Like many of her Kurdish politician cohorts in Turkey, Ms. Guven experienced imprisonment and disenfranchisement at the hands of the Turkish State, often for engaging in speech or parliamentary actions in opposition to policies and practices of President Erdogan. She was arrested in January of last year for criticizing her country’s military operations against Kurdish anti-jihadist militias in Syria. She currently is awaiting trial along with several other HDP MPs.

Her condition is grave.

E-Kurd.net reports “Guven, who has lost about 15 kilogrammes (33 pounds), cannot meet her needs or walk alone,” it said, adding that she has started having problems such as aphasia, sensitivity to sound and light, and is often close to losing consciousness. “Leyla Guven’s situation has reached a critical stage that cannot be delayed, ignored or neglected for even an hour.” At least 171 prisoners are on hunger strike, according to the party, urging the international community to “urgently act and show their democratic reaction”.

By Darren Smith

The views expressed in this posting are the author’s alone and not those of the blog, the host, or other weekend bloggers. As an open forum, weekend bloggers post independently without pre-approval or review. Content and any displays or art are solely their decision and responsibility.

12 thoughts on “PKK Leader Abdullah Öcalan Granted 1st Visit in Two Years After Jailed Pol. Listed In Critical Condition During Hunger Strike Protesting His Isolation”

  1. Here is a quick blurb on the PKK and HDP:

    https://www.bbc.com/news/world-europe-20971100

    The PKK is a militant Socialst rebel organization. A concern of mine is that when a peopel truley is suppressed, Socialsim has a lot of appeal. If successful, that Socialist movement would lead to more suffering. So on that account, I hope the PKK does not come to the forefront of the Kurdish movement.

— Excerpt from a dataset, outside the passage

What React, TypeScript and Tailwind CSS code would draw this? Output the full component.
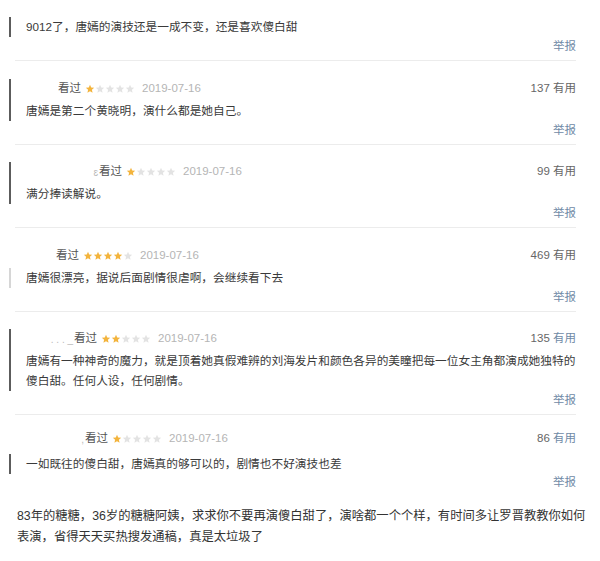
import React from "react";

type Review = {
  prefix?: string;
  stars?: number;
  useful?: number;
  usefulBlue?: boolean;
  lines: string[];
  bar: "dark" | "light" | "none";
  barHeader?: boolean;
  gapTop: string;
  divider?: boolean;
};

const reviews: Review[] = [
  {
    lines: ["9012了，唐嫣的演技还是一成不变，还是喜欢傻白甜"],
    bar: "dark",
    gapTop: "pt-[15px]",
    divider: true,
  },
  {
    prefix: "",
    stars: 1,
    useful: 137,
    lines: ["唐嫣是第二个黄晓明，演什么都是她自己。"],
    bar: "dark",
    barHeader: true,
    gapTop: "pt-[18px]",
    divider: true,
  },
  {
    prefix: "ɛ",
    stars: 1,
    useful: 99,
    lines: ["满分捧读解说。"],
    bar: "dark",
    barHeader: true,
    gapTop: "pt-[17px]",
    divider: true,
  },
  {
    prefix: "",
    stars: 4,
    useful: 469,
    lines: ["唐嫣很漂亮，据说后面剧情很虐啊，会继续看下去"],
    bar: "light",
    gapTop: "pt-[18px]",
    divider: true,
  },
  {
    prefix: ". . . _",
    stars: 2,
    useful: 135,
    usefulBlue: true,
    lines: [
      "唐嫣有一种神奇的魔力，就是顶着她真假难辨的刘海发片和颜色各异的美瞳把每一位女主角都演成她独特的",
      "傻白甜。任何人设，任何剧情。",
    ],
    bar: "dark",
    barHeader: true,
    gapTop: "pt-[17px]",
    divider: true,
  },
  {
    prefix: ",",
    stars: 1,
    useful: 86,
    usefulBlue: true,
    lines: ["一如既往的傻白甜，唐嫣真的够可以的，剧情也不好演技也差"],
    bar: "dark",
    gapTop: "pt-[14px]",
  },
];

const nameWidths = ["", "w-[31px]", "w-[72px]", "w-[29px]", "w-[47px]", "w-[58px]"];

function Stars({ count }: { count: number }) {
  return (
    <span className="flex items-center">
      {[0, 1, 2, 3, 4].map((i) => (
        <svg key={i} width="10" height="10" viewBox="0 0 24 24">
          <path
            d="M12 2l2.9 6.6 7.1.6-5.4 4.7 1.6 7-6.2-3.7-6.2 3.7 1.6-7L2 9.2l7.1-.6z"
            fill={i < count ? "#f3b43d" : "#e3e3e3"}
          />
        </svg>
      ))}
    </span>
  );
}

function ReviewBlock({ review, index }: { review: Review; index: number }) {
  const barClass =
    review.bar === "dark"
      ? "border-l-2 border-[#5c5c5c]"
      : review.bar === "light"
        ? "border-l-2 border-[#d6d6d6]"
        : "border-l-2 border-transparent";

  const header = review.stars !== undefined && (
    <div className="flex h-5 items-center pr-[24px]">
      <span className={`${nameWidths[index]} text-right text-[10px] text-[#bbbbbb]`}>
        {review.prefix}
      </span>
      <span className="ml-[1px] text-[11.5px] text-[#555555]">看过</span>
      <span className="ml-[4px]">
        <Stars count={review.stars} />
      </span>
      <span className="ml-[7px] text-[11.5px] text-[#b5b5b5]">2019-07-16</span>
      <span className="ml-auto text-[11.5px] text-[#666666]">
        {review.useful}{" "}
        <span className={review.usefulBlue ? "text-[#6f8aa6]" : "text-[#666666]"}>有用</span>
      </span>
    </div>
  );

  const content = (
    <div className={index === 5 ? "mt-[5px]" : "mt-[2px]"}>
      {review.lines.map((l) => (
        <div key={l} className="whitespace-nowrap text-[11.7px] leading-5 text-[#3a3a3a]">
          {l}
        </div>
      ))}
    </div>
  );

  return (
    <div className={review.gapTop}>
      {review.barHeader ? (
        <div className={`ml-[9px] pl-[15px] ${barClass}`}>
          {header}
          {content}
        </div>
      ) : (
        <>
          <div className="ml-[9px] pl-[15px] border-l-2 border-transparent">{header}</div>
          <div className={`ml-[9px] pl-[15px] ${barClass}`}>{content}</div>
        </>
      )}
      <div
        className={`flex h-5 items-center justify-end pr-[24px] text-[11.5px] text-[#6f8aa6] ${
          index === 5 ? "-mt-[1px]" : ""
        }`}
      >
        举报
      </div>
      {review.divider && <div className="ml-[15px] mr-[24px] mt-[3px] h-px bg-[#ececec]" />}
    </div>
  );
}

export default function App() {
  return (
    <div
      className="h-[561px] w-[600px] overflow-hidden bg-white"
      style={{ fontFamily: '"Liberation Sans", "Noto Sans CJK SC", sans-serif' }}
    >
      <div>
        {reviews.map((r, i) => (
          <ReviewBlock key={i} review={r} index={i} />
        ))}
      </div>
      <div className="mt-[13px] pl-[17px] pr-[10px] text-[12.3px] leading-[21px] text-[#333333]">
        <div className="whitespace-nowrap">
          83年的糖糖，36岁的糖糖阿姨，求求你不要再演傻白甜了，演啥都一个个样，有时间多让罗晋教教你如何
        </div>
        <div>表演，省得天天买热搜发通稿，真是太垃圾了</div>
      </div>
    </div>
  );
}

    As for its leader, Ocalan, his treatment is deplorable. Turkish prisons in general are deplorable. My father once worked with a Turkish man on one of his trips to the nation. He was honest to a fault. He said that he had survived a Turkish prison, and would do anything to avoid ever going back there. The conditions are so bad that many peopel just die.

    That’s why I don’t think Ms Guven’s hunger strike will go well. Turkey doesn’t care what the West thinks of it under Erdogan. He’s sliding into extremism and our ties are being tested. If Turkey cared about its reputation there are any number of atrocities that would have never happened. I don’t know why they let Ocalan see his brother, perhaps as a PR stunt, but I believe they will let Guven starve herself to death. Her organs may already be shutting down. She’s very brave, and I’m sorry to see this happen.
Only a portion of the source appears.